Convair B-36 - Aircraft On Display

Aircraft On Display

Only four complete (and one stored) B-36 type aircraft survive today, from the 384 produced.

  • YB-36/RB-36E Peacemaker, s/n 42-13571, is in the private collection of the late Walter Soplata in Newbury, Ohio. This was the first prototype to be converted to the bubble canopy used on production B-36s. It was on display in the 1950s and 1960s at the former site of the Air Force Museum, now the National Museum of the United States Air Force, at Wright-Patterson Air Force Base near Dayton, Ohio. When the museum's current location at Wright-Patterson was being developed in the late 1950s, the cost of moving the bomber was more than simply flying a different B-36 to the new location and the aircraft was slated to be scrapped. It was cut up at the old museum site by the summer of 1972. Instead, Soplata bought it and transported the pieces by truck to his farm, where it sits today in several large pieces. The bomb bay currently contains a complete P-47N still packed in its original shipping crate.

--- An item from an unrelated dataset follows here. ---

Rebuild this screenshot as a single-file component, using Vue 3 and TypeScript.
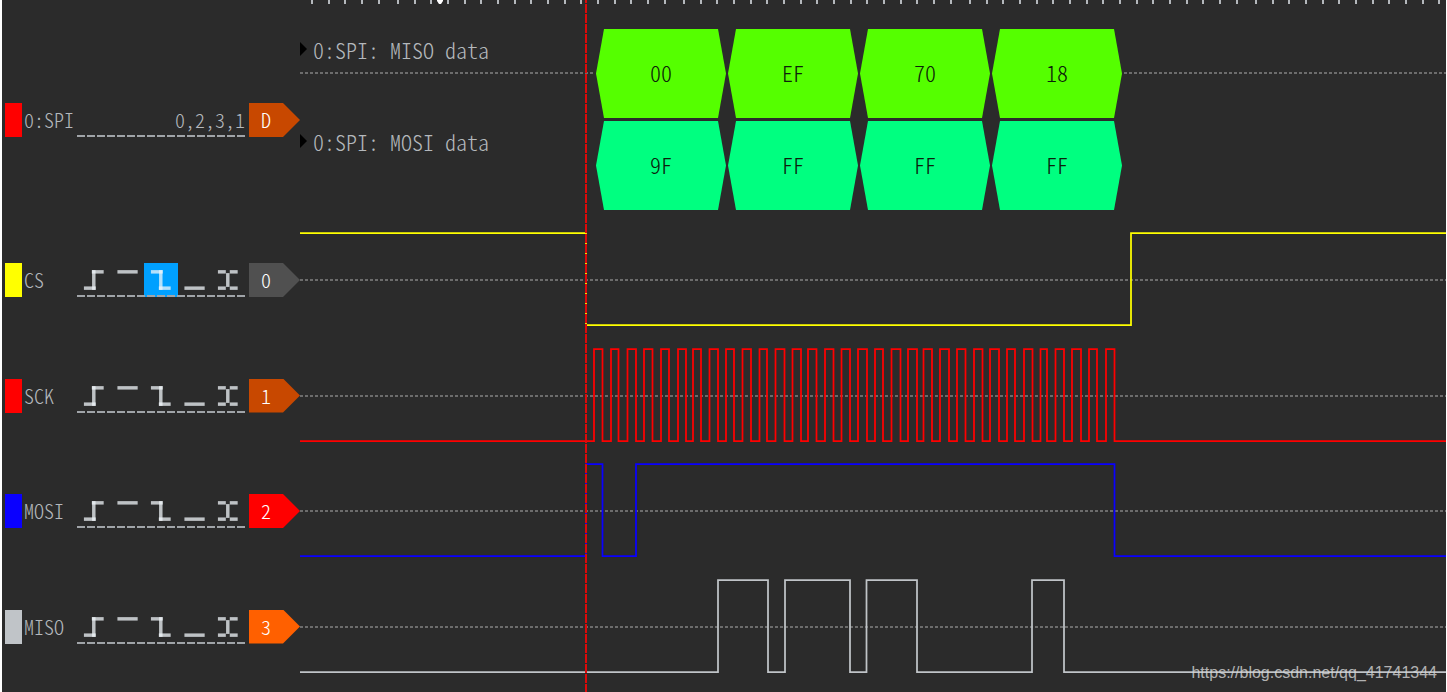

  • RB-36H Peacemaker, s/n 51-13730, at the Castle Air Museum at the former Castle Air Force Base in Atwater, California.
  • B-36J Peacemaker, s/n 52-2217, at the Strategic Air and Space Museum, formerly located at Offutt Air Force Base, and now just off base near Ashland, Nebraska.

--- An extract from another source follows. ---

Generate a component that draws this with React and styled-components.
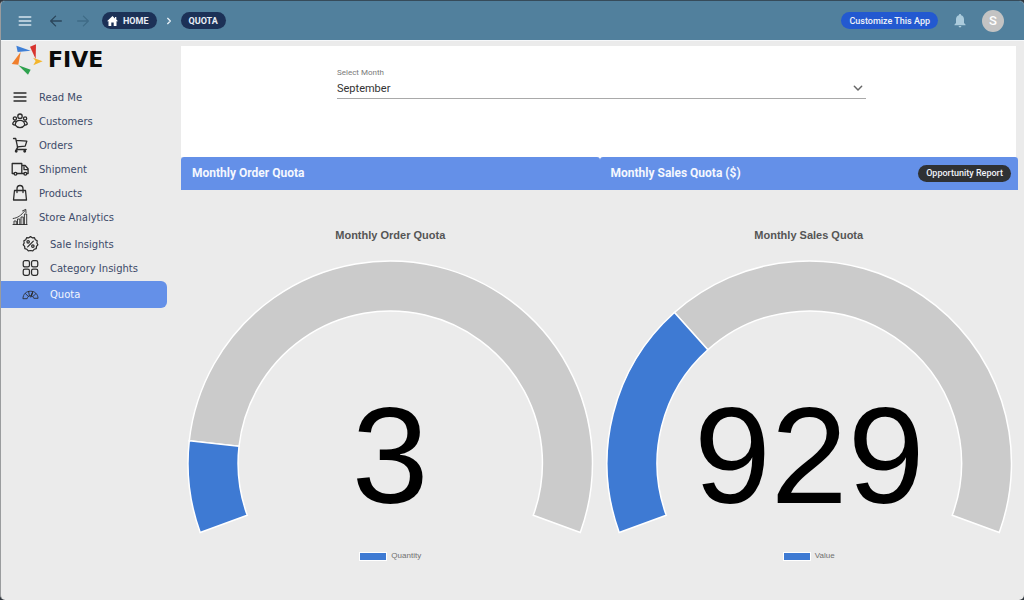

  • B-36J Peacemaker, s/n 52-2220, at the National Museum of the United States Air Force, (formerly The U.S. Air Force Museum) at Wright-Patterson Air Force Base near Dayton, Ohio. Its flight to the museum from Davis-Monthan Air Force Base in Arizona on 30 April 1959 was the last flight of a B-36. This B-36J replaced the former Air Force Museum's original YB-36 AF Serial Number 42-13571 (see above). This was also the first aircraft to be placed in the Museum's new display hangar, and was not moved again until relocated to the Museum's latest addition in 2003. It is displayed alongside the only surviving example of the massive 9 ft (2.7 m) XB-36 wheel and tire.

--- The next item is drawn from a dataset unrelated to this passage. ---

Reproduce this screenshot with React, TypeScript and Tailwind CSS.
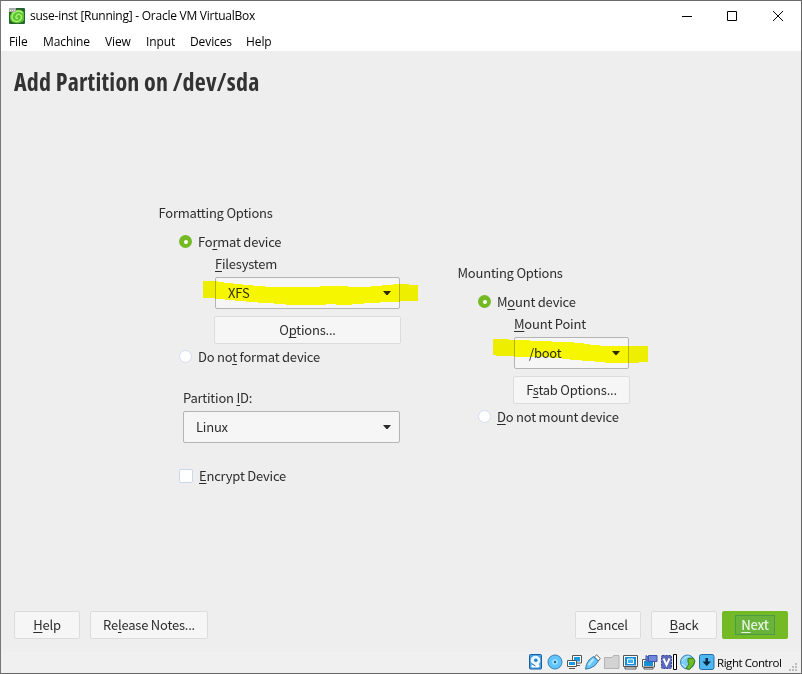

  • B-36J Peacemaker, s/n 52-2827, at the Pima Air & Space Museum in Tucson, Arizona. It was the final B-36 built, named "The City of Fort Worth", and loaned to the city of Fort Worth, Texas on 12 February 1959. It sat on the field at the Greater Southwest International Airport until that property was redeveloped as a business park (some attempts were made to begin restoration there, during in the 1970s). It then moved to the short-lived Southwest Aero Museum, which was located between the former Carswell Air Force Base (now Naval Air Station Joint Reserve Base Fort Worth) and the former General Dynamics (now Lockheed Martin) assembly plant, where it was originally built; some restoration took place while at the plant. As Lockheed Martin had no place to display the finished aircraft, and local community efforts in Fort Worth to build a facility to house and maintain the massive aircraft fell short, the USAF Museum retook possession of the aircraft and it was transported to Tucson, Arizona for loan to the Pima Air & Space Museum. It is now restored and reassembled at that museum, just south of Davis-Monthan AFB, Arizona and is displayed at that location.